* House Republicans divided over solution to fiscal impasse
* Citigroup profit hit by bond trading slowdown, but shares rebound
* Volume reduced as investors watch fiscal negotiations
* Indexes off: Dow 0.3 pct; S&P 0.2 pct; Nasdaq 0.2 pct
By Julia Edwards
NEW YORK, Oct 15 (Reuters) - U.S. stocks were down on Tuesday in light trading as prospects for an agreement to end the U.S. government’s fiscal impasse shifted from bright to dim during the day.
Policymakers in Washington have until Thursday to agree to extend the $16.7 trillion U.S. borrowing limit or the country will risk a debt default. The White House and Senate rejected the House’s latest offer.
The uncertainty over how and when a deal will be reached kept investors from making big bets. Total U.S. market volume was 3.2 billion shares, lower than average.
“The expectation is that stocks will sink a little lower as the House takes more and more time to figure things out,” said John Brady, managing director at R.J. O‘Brien & Associates in Chicago.
Washington’s stalemate distracted investors from the beginning of a busy week of earnings. Citigroup reported weaker-than-expected results as the bank was hit by a double-digit drop in bond trading revenue for the quarter. Shares fell, then recovered to trade up 0.1 percent at $49.65.
Markets have rallied in the past several days as optimism grew that lawmakers would agree to end the partial government shutdown and eliminate the risk of a U.S. default by approving more borrowing authority.

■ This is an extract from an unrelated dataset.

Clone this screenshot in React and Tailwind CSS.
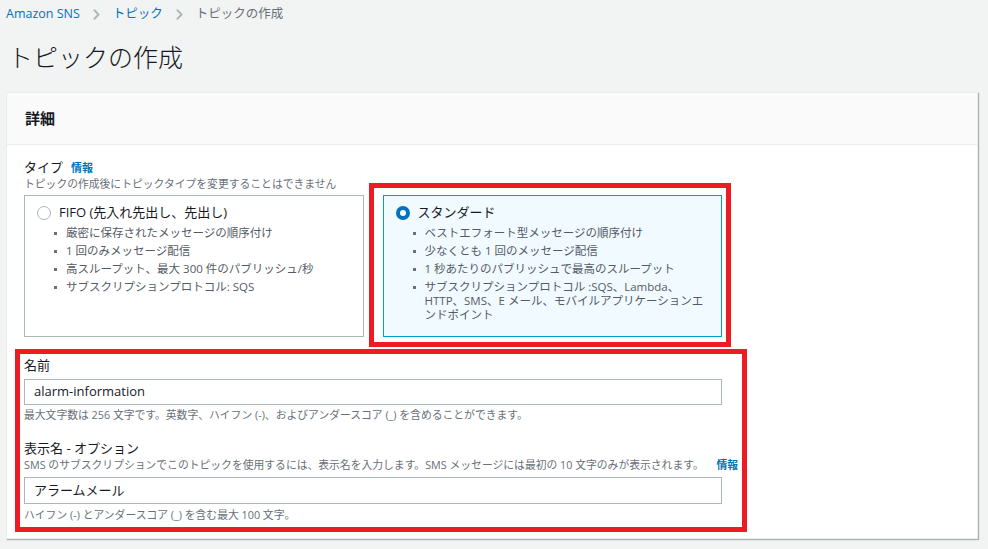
import { FiChevronRight } from "react-icons/fi";

const font = { fontFamily: '"Open Sans", "Noto Sans CJK JP", sans-serif' };

const fifoPoints = [
  ["厳密に保存されたメッセージの順序付け"],
  ["1 回のみメッセージ配信"],
  ["高スループット、最大 300 件のパブリッシュ/秒"],
  ["サブスクリプションプロトコル: SQS"],
];

// last item wraps exactly where the console wraps it
const standardPoints = [
  ["ベストエフォート型メッセージの順序付け"],
  ["少なくとも 1 回のメッセージ配信"],
  ["1 秒あたりのパブリッシュで最高のスループット"],
  [
    "サブスクリプションプロトコル :SQS、Lambda、",
    "HTTP、SMS、E メール、モバイルアプリケーションエ",
    "ンドポイント",
  ],
];

const TypeTile = ({ title, points, selected }) => (
  <div
    className={
      "border pl-[12px] pr-[12px] pt-[8px] pb-[14px] " +
      (selected ? "bg-[#f1faff] border-[#00a1c9]" : "bg-white border-[#aab7b8]")
    }
  >
    <div className="flex items-center gap-[8px] h-[18px]">
      {selected ? (
        <span className="w-[14px] h-[14px] rounded-full border-[4px] border-[#0073bb] bg-white shrink-0" />
      ) : (
        <span className="w-[14px] h-[14px] rounded-full border border-[#aab7b8] bg-white shrink-0" />
      )}
      <span className="text-[13px] text-[#16191f]">{title}</span>
    </div>
    <ul className="mt-[4px] pl-[29px] space-y-[4px]">
      {points.map((lines) => (
        <li key={lines[0]} className="relative text-[11.5px] leading-[14px] text-[#545b64]">
          <span className="absolute -left-[12px] top-[6px] w-[3px] h-[3px] bg-[#687078]" />
          {lines.map((l) => (
            <span key={l} className="block whitespace-nowrap">
              {l}
            </span>
          ))}
        </li>
      ))}
    </ul>
  </div>
);

export default function App() {
  return (
    <div className="min-h-screen bg-[#f2f3f3] pl-[6px] pr-[10px]" style={font}>
      {/* breadcrumb */}
      <div className="flex items-center h-[28px] text-[12.5px]">
        <span className="text-[#0073bb]">Amazon SNS</span>
        <FiChevronRight className="mx-[8px] text-[#aab7b8] w-[17px] h-[17px]" strokeWidth={2.5} />
        <span className="text-[#0073bb]">トピック</span>
        <FiChevronRight className="mx-[8px] text-[#aab7b8] w-[17px] h-[17px]" strokeWidth={2.5} />
        <span className="text-[#687078]">トピックの作成</span>
      </div>

      <h1 className="mt-[12px] ml-[2px] text-[25px] leading-[34px] font-light text-[#16191f]">
        トピックの作成
      </h1>

      {/* card */}
      <div className="mt-[18px] bg-white border border-[#eaeded] shadow-[1px_1px_1px_rgba(0,28,36,0.3)]">
        <div className="h-[52px] bg-[#fafafa] border-b border-[#eaeded] flex items-center px-[18px]">
          <h2 className="text-[15px] font-bold text-[#16191f]">詳細</h2>
        </div>

        <div className="px-[17px] pt-[15px] pb-[16px]">
          <div className="flex items-center h-[16px]">
            <span className="text-[13px] text-[#16191f]">タイプ</span>
            <span className="ml-[8px] text-[11px] font-bold text-[#0073bb]">情報</span>
          </div>
          <p className="mt-[1px] text-[10.8px] leading-[14px] text-[#687078]">
            トピックの作成後にトピックタイプを変更することはできません
          </p>

          <div className="mt-[4px] grid grid-cols-2 gap-[19px] w-[698px]">
            <TypeTile title="FIFO (先入れ先出し、先出し)" points={fifoPoints} />
            <div className="relative grid">
              <TypeTile title="スタンダード" points={standardPoints} selected />
              <div className="absolute -left-[14px] -top-[12px] -right-[9px] -bottom-[10px] border-[5px] border-[#ed1c24] pointer-events-none" />
            </div>
          </div>

          {/* name fields */}
          <div className="relative mt-[21px] w-[714px]">
            <div className="absolute -left-[9px] -top-[9px] -right-[9px] -bottom-[10px] border-[5px] border-[#ed1c24] pointer-events-none" />

            <div className="h-[16px] flex items-center text-[13px] text-[#16191f]">名前</div>
            <div className="mt-[5px] w-[698px] h-[26px] border border-[#aab7b8] flex items-center px-[9px] text-[13px] text-[#16191f]">
              alarm-information
            </div>
            <p className="mt-[3px] text-[10.8px] leading-[14px] text-[#687078]">
              最大文字数は 256 文字です。英数字、ハイフン (-)、およびアンダースコア (_) を含めることができます。
            </p>

            <div className="mt-[19px] h-[16px] flex items-center text-[13px] text-[#16191f]">
              表示名 - オプション
            </div>
            <div className="mt-[1px] flex items-center justify-between text-[10.8px] leading-[14px]">
              <span className="text-[#687078]">
                SMS のサブスクリプションでこのトピックを使用するには、表示名を入力します。SMS メッセージには最初の 10 文字のみが表示されます。
              </span>
              <span className="font-bold text-[#0073bb] whitespace-nowrap">情報</span>
            </div>
            <div className="mt-[5px] w-[698px] h-[27px] border border-[#aab7b8] flex items-center px-[9px] text-[13px] text-[#16191f]">
              アラームメール
            </div>
            <p className="mt-[4px] text-[10.8px] leading-[14px] text-[#687078]">
              ハイフン (-) とアンダースコア (_) を含む最大 100 文字。
            </p>
          </div>
        </div>
      </div>
    </div>
  );
}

The White House and Democratic leaders in the Senate rejected a proposal on Tuesday from House Republican leaders that would temporarily open the government and extend borrowing authority by adding new requirements to President Barack Obama’s healthcare law. Republican leaders also failed to get support for the plan from rank and file members within their party.
“The back-and-forth between the Senate and the House is causing a little bit of nervousness,” said Anthony Chan, chief economist at J.P. Morgan Private Client Services.
“Historically, after these things resolve, the markets do rally. And the fact that the markets are still cautious now means that it is preventing investors from taking a strong position in any direction.”
All ten S&P sectors were down except energy, which was up slightly at 0.1 percent.
The Dow Jones industrial average was down 45.37 points, or 0.30 percent, at 15,255.89. The Standard & Poor’s 500 Index was down 3.84 points, or 0.22 percent, at 1,706.30. The Nasdaq Composite Index was down 6.21 points, or 0.16 percent, at 3,809.07.
Fedex, the world’s No. 2 packaging company, said it has authorized a share repurchase program of up to 32 million of its outstanding shares of common stock. Fedex shares were up 4.7 percent to $120.71.
Shares of Teradata Corp fell 16.8 percent to $43.77, a day after the data analytics firm cut its full-year earnings forecast by about 10 percent.
Several other S&P 500 index components report results, including Yahoo Inc and Intel Corp after the closing bell.
Johnson & Johnson reported stronger-than-expected quarterly results on strong growth for its prescription drugs. The stock was up 0.5 percent at $90.27.
Coca-Cola Co reported higher earnings and lower revenue, helped by strong global sales of its Coca-Cola brand products. The shares were up 0.03 percent at $37.92.
Data showed the pace of growth in New York state’s manufacturing sector slipped this month to its slowest since May, but business optimism stayed strong.